A lungo la devozione popolare napoletana ha attribuito alla preghiera fatta sulla tomba di San Sossio e di San Severino la possibilità di liberare le anime del Purgatorio; e per secoli lo stemma del monastero ha contenuto la palma del Martire e il bacolo pastorale dell'Abate. Oggi il monastero è sede dell'Archivio di Stato di Napoli.

Basilica di Frattamaggiore - L'ultima traslazione del corpo del Santo, quella da Napoli alla Parrocchiale di Frattamaggiore, fu voluta dal frattese arcivescovo Michele Arcangelo Lupoli, il quale intese sottrarre le reliquie alla spoliazione in atto nelle chiese napoletane durante il periodo napoleonico quando furono soppressi gli ordini religiosi.
Le vicende della ricognizione del corpo e della sua traslazione sono le stesse che si raccontano per la traslazione di San Sossio, patrono di Frattamaggiore.
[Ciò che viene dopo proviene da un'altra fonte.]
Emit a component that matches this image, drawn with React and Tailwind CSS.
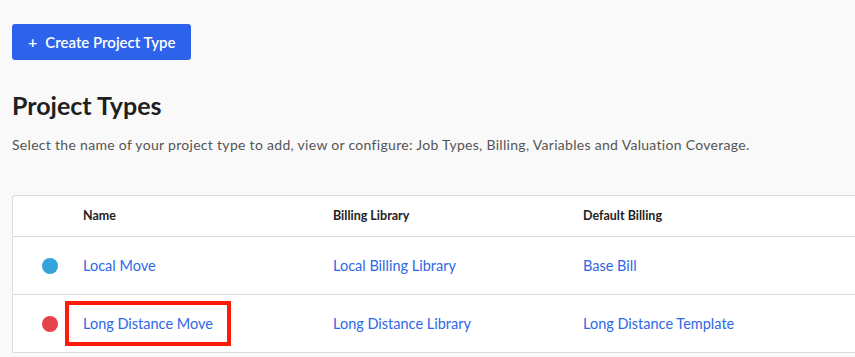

Esse sono raccontate negli Acta inventionis Sanctorum corporum Sosii Diaconi ac Martyris Misenati et Severini Noricorum Apostoli, scritti nel 1807 dall'illustre prelato.
Attualmente le sacre spoglie del Santo patrono dell'Austria e della Baviera riposano nella Basilica Pontificia di Frattamaggiore in una magnifica cappella, ancora accanto alle spoglie di San Sossio. Ogni anno in questa città della Campania gruppi di austriaci e di studiosi del medioevo rinnovano, con la loro visita alla reliquia di San Severino, la devozione a questo grande santo mai dimenticato.